Superior Probability Calibration (ECE):
- As demonstrated in our comparison against Scikit-Learn’s HistGradientBoostingClassifier and LightGBM, PerpetualBooster consistently achieves a lower Expected Calibration Error (ECE).
- Even without explicit calibration, Perpetual’s raw probabilities are often more reliable.
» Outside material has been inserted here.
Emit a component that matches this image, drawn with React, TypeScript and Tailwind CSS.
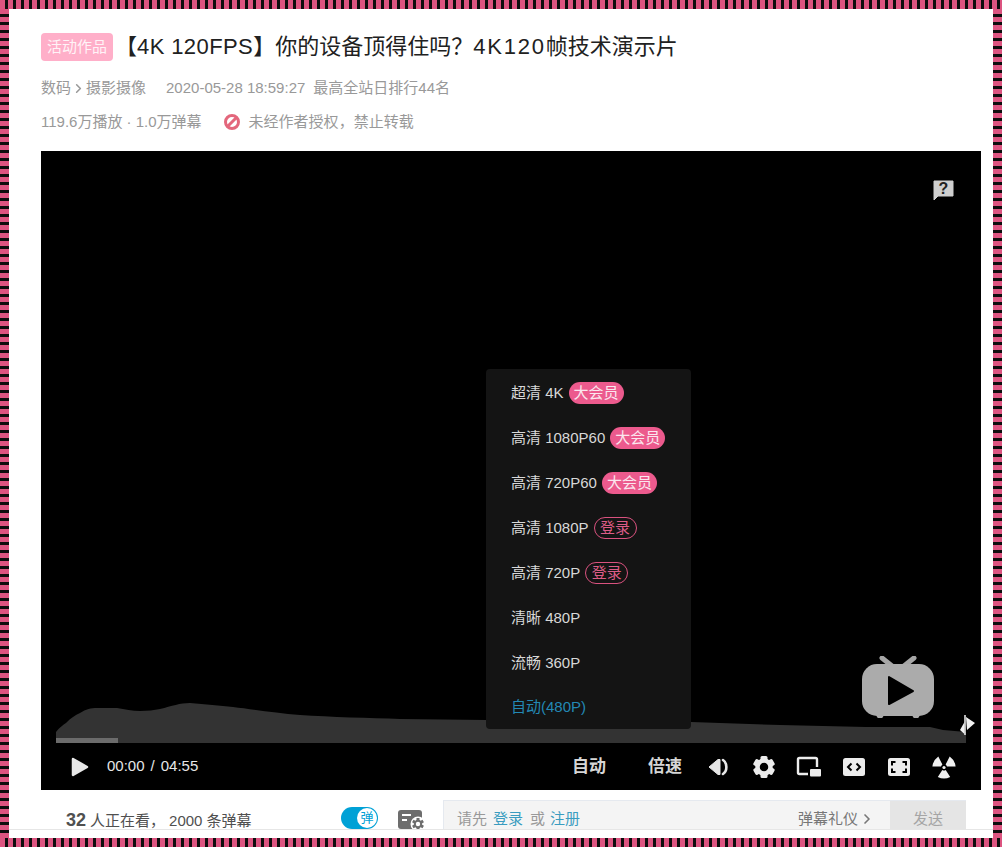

When calibrated using Perpetual’s built-in calibrate() method, it provides state-of-the-art results that are crucial for high-stakes decision-making.
Efficient Uncertainty Quantification (Prediction Sets):
- Perpetual offers native support for generating prediction sets (for classification) and prediction intervals (for regression).
- Methods like GRP (Log-Odds Percentiles) allow users to generate well-calibrated prediction sets that maintain rigorous coverage guarantees while being strikingly efficient.
Performance without Retraining:
- Unlike many other calibration frameworks that require expensive K-fold cross-validation or model retraining, Perpetual’s calibrate() method works post-hoc on a small calibration set.
- This allows for extremely fast iterations and enables the addition of uncertainty quantification to existing models with minimal overhead.

Conclusion

Calibration is an essential step in any machine learning pipeline where the “confidence” of the model is as important as its accuracy. PerpetualBooster provides a unified, efficient, and highly performant toolkit for ensuring your models are not only accurate but also trustworthy and well-calibrated.